How to get current sublevel (world composition)

Hi,
I’m working with tiled landscape (world composition) + separated levels (indoors map)( like Skyrim)
I need to know if the sublevel where I spawn my character is loaded before I spawn it (if not, it fall through the landscape)
Now, if I use the “Get Current Level Name”, it returns the persistant level name and not the sublevels where my character is.
So, is there a way to get sublevel where my character is, then check if it is fully loaded?

As world composition use level streaming but without streaming volumes, I don’t even know how to get a reference to one of the sublevels. Are they considered as streaming levels?

Ok, this works if I enter the name of the sublevel manualy

But I still don’t know how to get the name of the sublevel where my player is. Trace? Overlapping?

Bump. I really need this.

Wish I knew and wish I could help :\ I’ve never used world composition or even sublevel streaming before. Anyone out there that can help?

Bump I still need this info

Not sure what the plan was here from Epic - the player must always spawn at a specified spawn point using World Composition? This is really a huge hole in the process.

When dynamically spawning a character actor we need to be able to test when the level has been loaded. Ideally you can force the relevant level to load while a loading screen is present, otherwise you have some floating character which is a poor user experience.

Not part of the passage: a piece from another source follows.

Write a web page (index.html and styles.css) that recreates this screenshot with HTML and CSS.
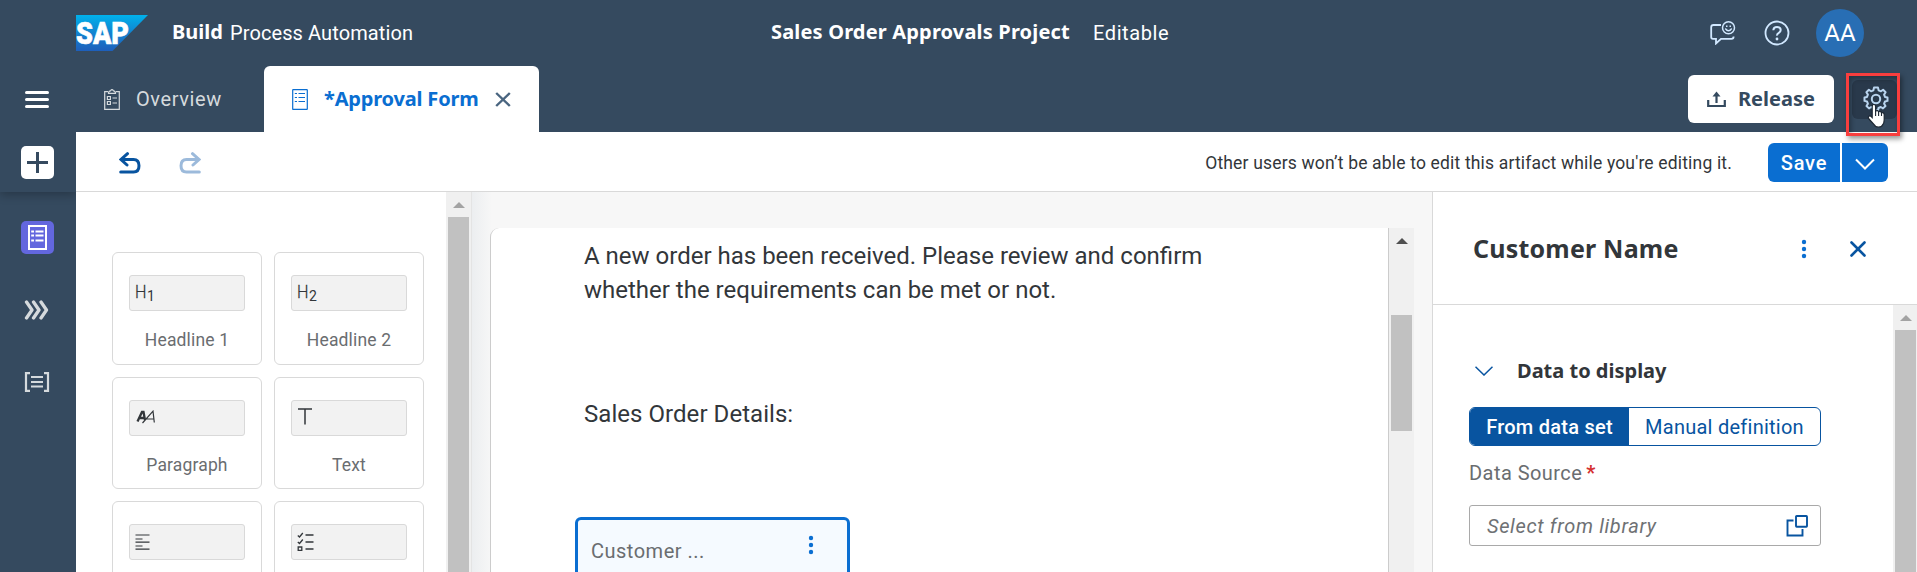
FILE: index.html
```html
<!DOCTYPE html>
<html lang="en">
<head>
<meta charset="utf-8">
<title>Sales Order Approvals Project</title>
<link rel="stylesheet" href="styles.css">
</head>
<body>
<div class="app">
  <header class="shell">
    <svg class="logo" width="72" height="36" viewBox="0 0 72 36">
      <defs><linearGradient id="lg" x1="0" y1="0" x2="0" y2="1"><stop offset="0" stop-color="#00b1eb"/><stop offset=".5" stop-color="#1283d0"/><stop offset="1" stop-color="#1e5fbb"/></linearGradient></defs>
      <path d="M0 0H72L36.500 36H0Z" fill="url(#lg)"/>
      <text class="logo-text" x="0" y="28.500" textLength="53" lengthAdjust="spacingAndGlyphs">SAP</text>
    </svg>
    <div class="product"><b class="build">Build</b><span class="process">Process Automation</span></div>
    <div class="project"><b class="project-name">Sales Order Approvals Project</b><span class="editable">Editable</span></div>
    <div class="shell-actions">
      <svg width="26" height="24" viewBox="0 0 26 24" fill="none" stroke="#d1e8ff" stroke-width="1.800">
        <path d="M11 4H3.500Q1.200 4 1.200 6.300V16Q1.200 17.800 3 17.800H6V22.500L11 17.800H21.500Q23.600 17.800 23.600 15.500"/>
        <circle cx="18.500" cy="6.800" r="6" stroke-width="1.500"/><path d="M15.300 7.500Q18.500 12 21.700 7.500" stroke-width="1.300"/><path d="M16 5.200H17.500M19.500 5.200H21" stroke-width="1.600"/>
      </svg>
      <svg width="26" height="26" viewBox="0 0 26 26" fill="none" stroke="#d1e8ff" stroke-width="1.800">
        <circle cx="13" cy="13" r="11.500"/><path d="M9.300 10.300Q9.500 7 13 7T16.700 10Q16.700 11.800 14.800 12.900T13 15.600" stroke-width="2"/><circle cx="13" cy="19" r="1.400" fill="#d1e8ff" stroke="none"/>
      </svg>
      <div class="avatar">AA</div>
    </div>
  </header>

  <div class="tabbar">
    <svg class="menu" width="24" height="17" viewBox="0 0 24 17" stroke="#fff" stroke-width="3" stroke-linecap="round"><path d="M1.500 1.500H22.500M1.500 8.500H22.500M1.500 15.500H22.500"/></svg>
    <div class="tab">
      <svg width="16" height="21" viewBox="0 0 16 21" fill="none" stroke="#d5dadd" stroke-width="1.200">
        <path d="M4 2.600H.7V20.400H15.300V2.600H12"/><path d="M4.500 4.300Q4.500 2 6.500 1.800Q8 -.4 9.500 1.800Q11.500 2 11.500 4.300Z"/><path d="M3.400 7.500H6.400V10.500H3.400ZM3.400 12.500H6.400V15.500H3.400ZM8.500 9H13M8.500 14H13"/>
      </svg>
      <span class="overview">Overview</span>
    </div>
    <div class="tab tab-active">
      <svg width="16" height="21" viewBox="0 0 16 21" fill="none" stroke="#0a6ed1" stroke-width="1.200"><rect x=".7" y=".6" width="14.600" height="19.800" rx=".5"/><path d="M2.800 4.500H5M6.500 4.500H13M2.800 8.500H5M6.500 8.500H13M2.800 12.500H5M6.500 12.500H13"/></svg>
      <b class="approval">*Approval Form</b>
      <svg class="tab-close" width="16" height="15" viewBox="0 0 16 15" stroke="#4a6580" stroke-width="2.400"><path d="M1.200 1L14.800 14M14.800 1L1.200 14"/></svg>
    </div>
    <div class="tab-actions">
      <div class="release">
        <svg width="19" height="17" viewBox="0 0 19 17" fill="none" stroke="#354a5f" stroke-width="2.200"><path d="M1.200 9V15H17.800V9"/><path d="M9.500 12V3"/><path d="M5.500 5.500L9.500.5L13.500 5.500Z" fill="#354a5f" stroke="none"/></svg>
        <b class="release-label">Release</b>
      </div>
      <div class="gear">
        <svg width="26" height="26" viewBox="-13 -13 26 26" fill="none" stroke="#b9d4ee" stroke-width="2" stroke-linejoin="round">
          <path d="M-2 -11.400H2L2.600 -8.700L5 -7.700L7.100 -9.200L9.600 -6.700L8.100 -4.400L9 -2.100L11.500 -1.600V1.900L9 2.500L8.100 4.700L9.500 7L7 9.400L4.800 8L2.500 9L2 11.500H-2L-2.500 9L-4.800 8L-7 9.400L-9.500 7L-8.100 4.700L-9 2.500L-11.500 1.900V-1.600L-9 -2.100L-8.100 -4.400L-9.600 -6.700L-7.100 -9.200L-5 -7.700L-2.600 -8.700Z"/><circle r="4.200"/>
        </svg>
        <div class="callout"></div>
        <svg class="cursor" width="20" height="26" viewBox="0 0 20 26"><path d="M5.200 14.500V3.500Q5.200 1.500 6.900 1.500T8.600 3.500V8Q11 7 11.600 8.800Q14 7.900 14.500 9.800Q17.200 9.200 17.200 12V17Q17.200 20 15.500 22Q15 24 11.500 24T7.500 22L2 16Q.6 14 2 13.200T5.200 14.500Z" fill="#fff" stroke="#1d2733" stroke-width="1.200"/><path d="M8.600 8V13M11.600 9V13M14.500 10V13" stroke="#1d2733" stroke-width="1.100"/></svg>
      </div>
    </div>
  </div>

  <div class="body">
    <nav class="rail">
      <div class="rail-top"><div class="add"><svg width="21" height="21" viewBox="0 0 21 21" stroke="#354a5f" stroke-width="3"><path d="M10.500 0V21M0 10.500H21"/></svg></div></div>
      <div class="rail-items">
        <div class="rail-form"><svg width="19" height="25" viewBox="0 0 19 25" fill="none" stroke="#fff" stroke-width="2"><rect x="1" y="1" width="17" height="23"/><path d="M3.200 6.500H6M7.500 6.500H15.500M3.200 10.500H6M7.500 10.500H15.500M3.200 15.500H6M7.500 15.500H15.500"/></svg></div>
        <svg class="rail-chev" width="26" height="20" viewBox="0 0 26 20" fill="none" stroke="#d5dadd" stroke-width="3.300" stroke-linecap="round" stroke-linejoin="round"><path d="M2.500 2L8 10L2.500 18M9.500 2L15 10L9.500 18M17 2L22.500 10L17 18"/></svg>
        <svg class="rail-list" width="26" height="20" viewBox="0 0 26 20" fill="none" stroke="#d5dadd" stroke-width="2.200"><path d="M6 1.200H2V18.800H6M20 1.200H24V18.800H20M7 5H19M7 10H19M7 14.500H19"/></svg>
      </div>
    </nav>
    <div class="work">
      <div class="toolbar">
        <svg width="22" height="22" viewBox="0 0 22 22" fill="none" stroke="#0854a0" stroke-width="3" stroke-linecap="round"><path d="M8.500 1.700L2 7.500L8 13M2.500 7.500H14.500Q20 7.500 20 13.700T14.500 20H1.700"/></svg>
        <svg class="redo" width="22" height="22" viewBox="0 0 22 22" fill="none" stroke="#9cbadb" stroke-width="3" stroke-linecap="round"><path d="M13.500 1.700L20 7.500L14 13M19.500 7.500H7.500Q2 7.500 2 13.700T7.500 20H20.300"/></svg>
        <span class="notice">Other users won’t be able to edit this artifact while you're editing it.</span>
        <div class="save">Save</div>
        <div class="save-more"><svg width="20" height="12" viewBox="0 0 20 12" fill="none" stroke="#fff" stroke-width="2"><path d="M1 1.500L10 10.500L19 1.500"/></svg></div>
      </div>
      <div class="panes">
        <aside class="palette">
          <div class="cards">
            <div class="card"><div class="sample"><span class="h">H</span><span class="sub">1</span></div><span class="label">Headline 1</span></div>
            <div class="card"><div class="sample"><span class="h">H</span><span class="sub">2</span></div><span class="label">Headline 2</span></div>
            <div class="card"><div class="sample"><svg class="aa" width="20" height="14" viewBox="0 0 20 14" fill="none" stroke="#32363a"><path d="M1.500 11.500L6 2H7.500L9 10M3.500 8H8" stroke-width="2.300"/><path d="M6.500 13L17 1.200L18.300 12.500M10.500 9H18" stroke-width="1.200"/></svg></div><span class="label">Paragraph</span></div>
            <div class="card"><div class="sample"><svg class="tt" width="14" height="17" viewBox="0 0 14 17" stroke="#32363a" stroke-width="1.500"><path d="M0 1H14M7 1V16.500"/></svg></div><span class="label">Text</span></div>
            <div class="card"><div class="sample"><svg class="para" width="15" height="16" viewBox="0 0 15 16" stroke="#32363a" stroke-width="1.200"><path d="M.5 1H14.500M.5 5H7.500M.5 8.200H14.500M.5 12H7.500M.5 15.200H14.500"/></svg></div></div>
            <div class="card"><div class="sample"><svg class="check" width="17" height="19" viewBox="0 0 17 19" fill="none" stroke="#32363a" stroke-width="1.300"><path d="M8.500 3H16.500M8.500 10H16.500M8.500 17H16.500M.8 3.500L2.500 5L5.800 1M.8 10L2.500 11.500L5.800 7.500M1.200 15H4.800V18.300H1.200Z"/></svg></div></div>
          </div>
          <div class="scroll"><i class="arrow"></i><i class="thumb"></i></div>
        </aside>
        <main class="canvas">
          <div class="form">
            <p class="copy">A new order has been received. Please review and confirm<br>whether the requirements can be met or not.</p>
            <p class="copy details">Sales Order Details:</p>
            <div class="field"><span class="field-label">Customer ...</span><svg width="6" height="20" viewBox="0 0 6 20" fill="#0a6ed1"><circle cx="3" cy="3" r="2.200"/><circle cx="3" cy="10" r="2.200"/><circle cx="3" cy="17" r="2.200"/></svg></div>
          </div>
          <div class="scroll dark"><i class="arrow"></i><i class="thumb"></i></div>
        </main>
        <aside class="props">
          <div class="props-head"><b class="title">Customer Name</b>
            <svg class="more" width="6" height="20" viewBox="0 0 6 20" fill="#0a6ed1"><circle cx="3" cy="3" r="2.200"/><circle cx="3" cy="10" r="2.200"/><circle cx="3" cy="17" r="2.200"/></svg>
            <svg width="16" height="16" viewBox="0 0 16 16" stroke="#0854a0" stroke-width="2.600" stroke-linecap="round"><path d="M1.500 1.500L14.500 14.500M14.500 1.500L1.500 14.500"/></svg>
          </div>
          <div class="props-body">
            <div class="settings">
              <div class="section"><svg width="18" height="10" viewBox="0 0 18 10" fill="none" stroke="#0854a0" stroke-width="1.500"><path d="M.5.7L9 9L17.500.7"/></svg><b class="section-title">Data to display</b></div>
              <div class="segmented"><div class="seg on">From data set</div><div class="seg">Manual definition</div></div>
              <div class="source"><span class="source-label">Data Source</span><span class="req">*</span></div>
              <div class="input"><span class="placeholder">Select from library</span><svg width="22" height="22" viewBox="0 0 22 22" fill="none" stroke="#0854a0" stroke-width="1.900"><rect x="10" y="1" width="11" height="10.800" rx=".7"/><path d="M7.500 5.500H1.500V20.500H16.500V14"/></svg></div>
            </div>
            <div class="scroll"><i class="arrow"></i><i class="thumb"></i></div>
          </div>
        </aside>
      </div>
    </div>
  </div>
</div>
</body>
</html>
```
FILE: styles.css
```css
* { box-sizing: border-box; }
body { margin: 0; font-family: Roboto, "Liberation Sans", sans-serif; font-size: 20px; color: #32363a; background: #fff; white-space: nowrap; }
svg { display: block; flex: none; }
b { font-family: "Noto Sans", sans-serif; font-weight: 700; line-height: 24px; margin-top: -1px; }
.app { height: 572px; overflow: hidden; display: flex; flex-direction: column; }

/* Shell header */
.shell { height: 66px; flex: none; background: #354a5f; color: #fff; display: grid; grid-template-columns: 172px 599px 1fr auto; align-items: center; padding-right: 53px; }
.logo { margin-left: 76px; }
.logo-text { font: 900 31px Roboto, sans-serif; fill: #fff; stroke: #fff; stroke-width: .6; }
.product { display: grid; grid-template-columns: 58px auto; justify-content: start; }
.process { letter-spacing: .1px; }
.project { display: grid; grid-template-columns: 322px auto; justify-content: start; }
.project-name { letter-spacing: .17px; }
.editable { letter-spacing: .6px; }
.shell-actions { display: flex; align-items: center; gap: 28px; }
.avatar { width: 48px; height: 48px; border-radius: 50%; background: #286eb4; font-size: 24px; display: flex; align-items: center; justify-content: center; margin-left: -2px; }

/* Tabs */
.tabbar { height: 66px; flex: none; background: #354a5f; display: flex; align-items: center; }
.menu { margin: 0 27px 0 25px; }
.tab { width: 188px; height: 66px; padding-left: 28px; display: flex; align-items: center; color: #d5dadd; gap: 16px; }
.overview { letter-spacing: .6px; }
.tab-active { width: 275px; background: #fff; color: #0a6ed1; border-radius: 6px 6px 0 0; }
.approval { letter-spacing: -.18px; }
.tab-close { margin-left: auto; margin-right: 28px; }
.tab-active { gap: 0; }
.tab-active b { margin-left: 16px; }
.tab-actions { margin-left: auto; display: flex; gap: 18px; align-items: center; margin-right: 20px; }
.release { width: 146px; height: 48px; border-radius: 6px; background: #fff; color: #354a5f; display: flex; align-items: center; padding-left: 19px; gap: 12px; }
.gear { position: relative; width: 45px; height: 39px; background: #29394b; border-radius: 6px; display: flex; align-items: center; padding-left: 11px; }
.callout { position: absolute; left: -6px; top: -7px; width: 54px; height: 63px; border: 3px solid #f93e3e; box-shadow: 2px 3px 5px rgba(0,0,0,.4), inset 2px 3px 5px rgba(0,0,0,.3); z-index: 2; }
.cursor { position: absolute; left: 15px; top: 23px; z-index: 3; }

/* Side rail and toolbar */
.body { flex: 1; min-height: 0; display: flex; }
.rail { width: 76px; flex: none; background: #354a5f; overflow: hidden; }
.rail-top { height: 60px; padding: 14px 0 0 21px; box-shadow: 0 3px 9px rgba(0,0,0,.25); }
.add, .rail-form { width: 33px; height: 33px; border-radius: 5px; background: #fff; display: flex; align-items: center; justify-content: center; }
.rail-items { padding: 29px 0 0 21px; }
.rail-form { background: #6367de; }
.rail-chev { margin: 46px 0 0 3px; }
.rail-list { margin: 52px 0 0 3px; }
.work { flex: 1; min-width: 0; display: flex; flex-direction: column; }
.toolbar { height: 60px; flex: none; border-bottom: 1px solid #d9d9d9; display: flex; align-items: center; padding: 2px 29px 0 43px; }
.redo { margin-left: 38px; }
.notice { margin-left: auto; margin-right: 36px; font-size: 17.5px; letter-spacing: .17px; }
.save { width: 72px; height: 39px; background: #0a6ed1; color: #fff; border-radius: 6px 0 0 6px; display: flex; align-items: center; justify-content: center; font-weight: 500; letter-spacing: .8px; }
.save-more { width: 46px; height: 39px; margin-left: 2px; background: #0a6ed1; border-radius: 0 6px 6px 0; display: flex; align-items: center; justify-content: center; padding-top: 3px; }

/* Component palette */
.panes { flex: 1; min-height: 0; display: flex; }
.palette { width: 396px; flex: none; display: flex; border-right: 1px solid #e4e4e4; }
.cards { width: 370px; padding: 60px 0 0 36px; display: grid; grid-template-columns: 150px 150px; grid-auto-rows: 112.500px; gap: 12px; align-content: start; }
.card { border: 1px solid #d9d9d9; border-radius: 6px; padding: 22px 16px 0; display: flex; flex-direction: column; align-items: center; }
.sample { align-self: stretch; height: 36px; flex: none; border: 1px solid #d9d9d9; border-radius: 3px; background: #f2f2f2; display: flex; padding-left: 5px; }
.h { font-size: 18px; font-weight: 300; line-height: 32px; width: 12px; -webkit-text-stroke: .3px #32363a; transform: scaleX(.9); transform-origin: 0 0; }
.sub { font-size: 14px; line-height: 40px; }
.aa { margin: 9px 0 0 1px; }
.tt { margin: 7px 0 0 1px; }
.para { margin-top: 9px; }
.check { margin-top: 7px; }
.label { font-size: 17.5px; letter-spacing: .15px; color: #6a6d70; margin-top: 19px; line-height: 20px; }

.scroll { width: 25px; flex: none; background: #f0f0f0; padding: 10px 2px 0; display: flex; flex-direction: column; align-items: center; gap: 9px; overflow: hidden; }
.arrow { flex: none; width: 0; height: 0; border: 6px solid transparent; border-top: 0; border-bottom-color: #a3a3a3; }
.thumb { width: 21px; flex: 1; background: #c1c1c1; }
.dark .arrow { border-bottom-color: #505050; }
.dark .thumb { flex: none; height: 116px; margin-top: 62px; }

/* Form canvas */
.canvas { width: 960px; flex: none; background: linear-gradient(90deg, #eceef0, #f7f7f7 20px); padding: 36px 18px 0; display: flex; }
.form { width: 899px; flex: none; background: #fff; border: 1px solid #ccc; border-width: 0 1px; border-top-left-radius: 9px; padding: 11px 0 0 84px; }
.copy { margin: 0 0 0 9px; font-size: 24px; line-height: 34px; }
.details { margin-top: 90px; letter-spacing: .05px; }
.field { width: 275px; height: 80px; margin-top: 86px; border: 3px solid #0a6ed1; border-radius: 6px; background: #f5faff; color: #6a6d70; display: flex; justify-content: space-between; padding: 15px 33px 0 13px; }
.field-label { line-height: 24px; margin-top: 4px; letter-spacing: .5px; }

/* Properties panel */
.props { flex: 1; min-width: 0; border-left: 1px solid #d9d9d9; display: flex; flex-direction: column; }
.props-head { height: 113px; flex: none; border-bottom: 1px solid #d9d9d9; display: flex; align-items: center; padding: 2px 51px 0 40px; }
.title { font-size: 25px; margin-top: -2px; letter-spacing: .2px; }
.more { margin: 0 43px 0 auto; }
.props-body { flex: 1; min-height: 0; display: flex; }
.settings { width: 460px; flex: none; padding: 51px 0 0 36px; }
.section { display: flex; align-items: center; gap: 24px; height: 30px; padding-left: 6px; }
.segmented { width: 352px; height: 39px; margin-top: 21px; border: 1px solid #0854a0; border-radius: 6px; overflow: hidden; display: grid; grid-template-columns: 159px 1fr; color: #0854a0; }
.seg { display: flex; align-items: center; justify-content: center; letter-spacing: .25px; }
.on { background: #0854a0; color: #fff; font-weight: 500; }
.source { height: 30px; margin-top: 12px; color: #6a6d70; display: flex; gap: 4px; line-height: 30px; }
.source-label { letter-spacing: .45px; }
.req { color: #d53030; font-weight: 700; font-size: 20px; }
.input { width: 352px; height: 41px; margin-top: 17px; border: 1px solid #a9a9a9; border-radius: 3px; display: flex; align-items: center; justify-content: space-between; padding: 0 12px 0 17px; color: #6e7174; font-style: italic; }
.placeholder { letter-spacing: .65px; }
```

What was the intended workflow for loading a level and placing a character in an arbitrary location on that level with World Composition?

Don’t know neither. One year later I still don’t know how to make a game with world composition because this engine loads levels AFTER loading the player pawn/controller/HUD etc. which is a perfect non sense while every other engines in the world loads the leven THEN the player when it’s done.

Basically you do it in the Blueprint of the sublevel. Set a global variable in your game instance or mode or whatever you are using for your level wide vars. Each sublevel has to set it’s own ID, so if you use an 8x8 or whatever it’s a pain.